Set exercise: Write the data out again exactly, dropping any images it holds.

[Begin Data block]

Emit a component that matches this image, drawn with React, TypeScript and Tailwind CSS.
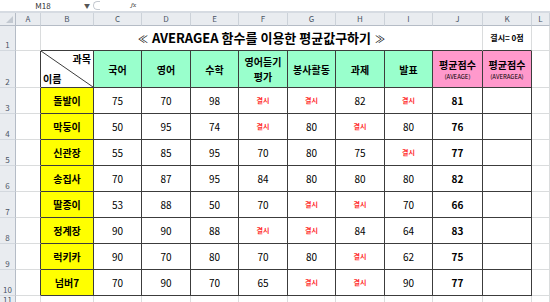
import React from "react";

const font = { fontFamily: '"Noto Sans CJK KR", "Noto Sans", sans-serif' };

const cols = ["A", "B", "C", "D", "E", "F", "G", "H", "I", "J", "K", "L"];
const subjects = ["국어", "영어", "수학", "영어듣기\n평가", "봉사활동", "과제", "발표"];

const ABS = "결시";
const rows: { name: string; scores: (number | string)[]; avg: number }[] = [
  { name: "돌발이", scores: [75, 70, 98, ABS, ABS, 82, ABS], avg: 81 },
  { name: "막둥이", scores: [50, 95, 74, ABS, 80, ABS, 80], avg: 76 },
  { name: "신관장", scores: [55, 85, 95, 70, 80, 75, ABS], avg: 77 },
  { name: "송집사", scores: [70, 87, 95, 84, 80, 80, 80], avg: 82 },
  { name: "딸종이", scores: [53, 88, 50, 70, ABS, ABS, 70], avg: 66 },
  { name: "정계장", scores: [90, 90, 88, ABS, ABS, 84, 64], avg: 83 },
  { name: "럭키카", scores: [90, 70, 80, 70, 80, ABS, 62], avg: 75 },
  { name: "넘버7", scores: [70, 90, 70, 65, ABS, ABS, 90], avg: 77 },
];

const grid = "border-r border-b border-[#dadcdd]";
const dark = "border-r border-b border-[#3c3c3c]";
const rowHead =
  "flex items-end justify-center pb-[1px] bg-[#e9ecf0] border-r border-b border-r-[#b5bcc6] border-b-[#d3d8de] text-[8px] leading-none text-[#4a5465]";

function RowHead({ n }: { n: number }) {
  return <div className={rowHead}>{n}</div>;
}

export default function App() {
  return (
    <div className="w-[550px] h-[302px] overflow-hidden bg-white flex flex-col" style={font}>
      {/* formula bar */}
      <div className="h-[13px] shrink-0 flex items-center border-b-2 border-[#d6dbe2] text-[8px] leading-none">
        <div className="w-[84px] flex justify-center pl-[2px] text-[#333]">M18</div>
        <span className="text-[6px] text-[#555]">▼</span>
        <div className="ml-[3px] w-[7px] h-[9px] rounded-l-full border-l border-y border-[#c4c9d0]" />
        <span className="ml-[31px] italic text-[7px] text-[#444] font-serif">fx</span>
      </div>

      <div className="flex-1 grid grid-cols-[16px_25px_53px_48px_49px_48px_49px_48px_49px_48px_50px_49px_1fr] grid-rows-[13px_25px_37px_repeat(8,26px)_1fr]">
        {/* column headers */}
        <div className="relative bg-[#e9ecf0] border-r border-b border-[#b5bcc6]">
          <svg className="absolute right-[2px] bottom-[2px]" width="7" height="7" viewBox="0 0 7 7">
            <polygon points="7,0 7,7 0,7" fill="#c3c9d1" />
          </svg>
        </div>
        {cols.map((c) => (
          <div
            key={c}
            className="flex items-center justify-center bg-[#e9ecf0] border-r border-b border-r-[#ccd2d9] border-b-[#b5bcc6] text-[8px] leading-none text-[#4a5465]"
          >
            {c}
          </div>
        ))}

        {/* row 1 */}
        <RowHead n={1} />
        <div className={grid} />
        <div className="col-span-9 flex items-center justify-center gap-[4px] border-b border-b-[#3c3c3c] border-r border-r-[#dadcdd] text-[13px] font-bold text-black">
          <span className="text-[10px] font-normal">≪</span>
          <span>AVERAGEA 함수를 이용한 평균값구하기</span>
          <span className="text-[10px] font-normal">≫</span>
        </div>
        <div className="flex items-center justify-center border-b border-b-[#3c3c3c] border-r border-r-[#dadcdd] text-[8px] font-bold text-black">
          결시= 0점
        </div>
        <div className={grid} />

        {/* row 2: header */}
        <RowHead n={2} />
        <div className="border-r border-b border-r-[#3c3c3c] border-b-[#dadcdd]" />
        <div className={`relative flex flex-col justify-between px-[2px] py-[2px] text-[10px] leading-[12px] font-bold ${dark}`}>
          <svg className="absolute inset-0 w-full h-full" viewBox="0 0 100 100" preserveAspectRatio="none">
            <line x1="0" y1="0" x2="100" y2="100" stroke="#3c3c3c" strokeWidth="1" vectorEffect="non-scaling-stroke" />
          </svg>
          <span className="self-end">과목</span>
          <span className="self-start">이름</span>
        </div>
        {subjects.map((s) => (
          <div
            key={s}
            className={`flex items-center justify-center text-center whitespace-pre-line bg-[#99ffcc] text-[10px] leading-[15px] font-bold ${dark}`}
          >
            {s}
          </div>
        ))}
        {["(AVEAGE)", "(AVERAGEA)"].map((s) => (
          <div key={s} className={`flex flex-col items-center justify-center bg-[#ff99cc] ${dark}`}>
            <span className="text-[10px] leading-[14px] font-bold">평균점수</span>
            <span className="text-[6px] leading-[9px]">{s}</span>
          </div>
        ))}
        <div className={grid} />

        {/* data rows */}
        {rows.map((r, i) => (
          <React.Fragment key={r.name}>
            <RowHead n={i + 3} />
            <div className="border-r border-b border-r-[#3c3c3c] border-b-[#dadcdd]" />
            <div className={`flex items-center justify-center bg-[#ffff00] text-[10px] font-bold ${dark}`}>
              {r.name}
            </div>
            {r.scores.map((v, j) => (
              <div key={j} className={`flex items-center justify-center ${dark}`}>
                {v === ABS ? (
                  <span className="text-[7px] font-bold text-[#ff2a2a]">{ABS}</span>
                ) : (
                  <span className="text-[10px] text-black">{v}</span>
                )}
              </div>
            ))}
            <div className={`flex items-center justify-center text-[10px] font-bold ${dark}`}>{r.avg}</div>
            <div className={dark} />
            <div className={grid} />
          </React.Fragment>
        ))}

        {/* row 11 */}
        <div className="flex items-start justify-center overflow-hidden bg-[#e9ecf0] border-r border-[#b5bcc6] text-[8px] leading-none text-[#4a5465]">
          11
        </div>
        {cols.map((c) => (
          <div key={c} className="border-r border-[#dadcdd]" />
        ))}
      </div>
    </div>
  );
}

[End Data block]

The answer:
Emit a component that matches this image, drawn with React, TypeScript and Tailwind CSS.
import React from "react";

const font = { fontFamily: '"Noto Sans CJK KR", "Noto Sans", sans-serif' };

const cols = ["A", "B", "C", "D", "E", "F", "G", "H", "I", "J", "K", "L"];
const subjects = ["국어", "영어", "수학", "영어듣기\n평가", "봉사활동", "과제", "발표"];

const ABS = "결시";
const rows: { name: string; scores: (number | string)[]; avg: number }[] = [
  { name: "돌발이", scores: [75, 70, 98, ABS, ABS, 82, ABS], avg: 81 },
  { name: "막둥이", scores: [50, 95, 74, ABS, 80, ABS, 80], avg: 76 },
  { name: "신관장", scores: [55, 85, 95, 70, 80, 75, ABS], avg: 77 },
  { name: "송집사", scores: [70, 87, 95, 84, 80, 80, 80], avg: 82 },
  { name: "딸종이", scores: [53, 88, 50, 70, ABS, ABS, 70], avg: 66 },
  { name: "정계장", scores: [90, 90, 88, ABS, ABS, 84, 64], avg: 83 },
  { name: "럭키카", scores: [90, 70, 80, 70, 80, ABS, 62], avg: 75 },
  { name: "넘버7", scores: [70, 90, 70, 65, ABS, ABS, 90], avg: 77 },
];

const grid = "border-r border-b border-[#dadcdd]";
const dark = "border-r border-b border-[#3c3c3c]";
const rowHead =
  "flex items-end justify-center pb-[1px] bg-[#e9ecf0] border-r border-b border-r-[#b5bcc6] border-b-[#d3d8de] text-[8px] leading-none text-[#4a5465]";

function RowHead({ n }: { n: number }) {
  return <div className={rowHead}>{n}</div>;
}

export default function App() {
  return (
    <div className="w-[550px] h-[302px] overflow-hidden bg-white flex flex-col" style={font}>
      {/* formula bar */}
      <div className="h-[13px] shrink-0 flex items-center border-b-2 border-[#d6dbe2] text-[8px] leading-none">
        <div className="w-[84px] flex justify-center pl-[2px] text-[#333]">M18</div>
        <span className="text-[6px] text-[#555]">▼</span>
        <div className="ml-[3px] w-[7px] h-[9px] rounded-l-full border-l border-y border-[#c4c9d0]" />
        <span className="ml-[31px] italic text-[7px] text-[#444] font-serif">fx</span>
      </div>

      <div className="flex-1 grid grid-cols-[16px_25px_53px_48px_49px_48px_49px_48px_49px_48px_50px_49px_1fr] grid-rows-[13px_25px_37px_repeat(8,26px)_1fr]">
        {/* column headers */}
        <div className="relative bg-[#e9ecf0] border-r border-b border-[#b5bcc6]">
          <svg className="absolute right-[2px] bottom-[2px]" width="7" height="7" viewBox="0 0 7 7">
            <polygon points="7,0 7,7 0,7" fill="#c3c9d1" />
          </svg>
        </div>
        {cols.map((c) => (
          <div
            key={c}
            className="flex items-center justify-center bg-[#e9ecf0] border-r border-b border-r-[#ccd2d9] border-b-[#b5bcc6] text-[8px] leading-none text-[#4a5465]"
          >
            {c}
          </div>
        ))}

        {/* row 1 */}
        <RowHead n={1} />
        <div className={grid} />
        <div className="col-span-9 flex items-center justify-center gap-[4px] border-b border-b-[#3c3c3c] border-r border-r-[#dadcdd] text-[13px] font-bold text-black">
          <span className="text-[10px] font-normal">≪</span>
          <span>AVERAGEA 함수를 이용한 평균값구하기</span>
          <span className="text-[10px] font-normal">≫</span>
        </div>
        <div className="flex items-center justify-center border-b border-b-[#3c3c3c] border-r border-r-[#dadcdd] text-[8px] font-bold text-black">
          결시= 0점
        </div>
        <div className={grid} />

        {/* row 2: header */}
        <RowHead n={2} />
        <div className="border-r border-b border-r-[#3c3c3c] border-b-[#dadcdd]" />
        <div className={`relative flex flex-col justify-between px-[2px] py-[2px] text-[10px] leading-[12px] font-bold ${dark}`}>
          <svg className="absolute inset-0 w-full h-full" viewBox="0 0 100 100" preserveAspectRatio="none">
            <line x1="0" y1="0" x2="100" y2="100" stroke="#3c3c3c" strokeWidth="1" vectorEffect="non-scaling-stroke" />
          </svg>
          <span className="self-end">과목</span>
          <span className="self-start">이름</span>
        </div>
        {subjects.map((s) => (
          <div
            key={s}
            className={`flex items-center justify-center text-center whitespace-pre-line bg-[#99ffcc] text-[10px] leading-[15px] font-bold ${dark}`}
          >
            {s}
          </div>
        ))}
        {["(AVEAGE)", "(AVERAGEA)"].map((s) => (
          <div key={s} className={`flex flex-col items-center justify-center bg-[#ff99cc] ${dark}`}>
            <span className="text-[10px] leading-[14px] font-bold">평균점수</span>
            <span className="text-[6px] leading-[9px]">{s}</span>
          </div>
        ))}
        <div className={grid} />

        {/* data rows */}
        {rows.map((r, i) => (
          <React.Fragment key={r.name}>
            <RowHead n={i + 3} />
            <div className="border-r border-b border-r-[#3c3c3c] border-b-[#dadcdd]" />
            <div className={`flex items-center justify-center bg-[#ffff00] text-[10px] font-bold ${dark}`}>
              {r.name}
            </div>
            {r.scores.map((v, j) => (
              <div key={j} className={`flex items-center justify-center ${dark}`}>
                {v === ABS ? (
                  <span className="text-[7px] font-bold text-[#ff2a2a]">{ABS}</span>
                ) : (
                  <span className="text-[10px] text-black">{v}</span>
                )}
              </div>
            ))}
            <div className={`flex items-center justify-center text-[10px] font-bold ${dark}`}>{r.avg}</div>
            <div className={dark} />
            <div className={grid} />
          </React.Fragment>
        ))}

        {/* row 11 */}
        <div className="flex items-start justify-center overflow-hidden bg-[#e9ecf0] border-r border-[#b5bcc6] text-[8px] leading-none text-[#4a5465]">
          11
        </div>
        {cols.map((c) => (
          <div key={c} className="border-r border-[#dadcdd]" />
        ))}
      </div>
    </div>
  );
}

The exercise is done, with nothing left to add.